Wednesday, February 8, 2023

A Taste of Spain

Last year, Susanna and Angelica prepared a plant based themed dinner for a family celebration, A Taste of Spain. The first course featured Tomato & Cannellini Frijol Dip accompanied with three cheese crackers and an Olive Tapenade Espanola served with Cauliflower whole grain chips. Both of these appetizers were an excellent prelude to the evening feast. And, as you can see, we were eager to dive right into these colorful and flavorful dips.

The next course included Spinach with Chickpeas that were delicately seasoned with Maldon salt flakes and infused with fresh ginger, garlic, and red chili pepper. Lots of flavor in this medley. Marinated Carrots rounded out this course.
A variety of 'small plates followed which included a Spanish Vegetable Stew (Pisto),
followed by a potato omelet (Tortilla Espanola) edged with Goddess Sprinkles of Roses, (look closely), toasted cardamom and allspice berries.
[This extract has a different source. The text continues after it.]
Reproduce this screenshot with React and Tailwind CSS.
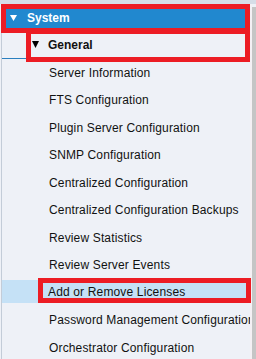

 Dessert must have happened quickly, no time for photos, but there was a three layer chocolate berry cake and a golden cannoli cake (from a local bakery) to round out the gustatory delights. Kudos to Susanna and Angelica for finding a host of delicious, healthy recipes to prepare, present, and savor. It truly was a feast beyond compare. There is eager anticipation for what this year holds for said family celebration.

1 comment:

Marilyn Miller said...

Now I will be curious to see what this year brings.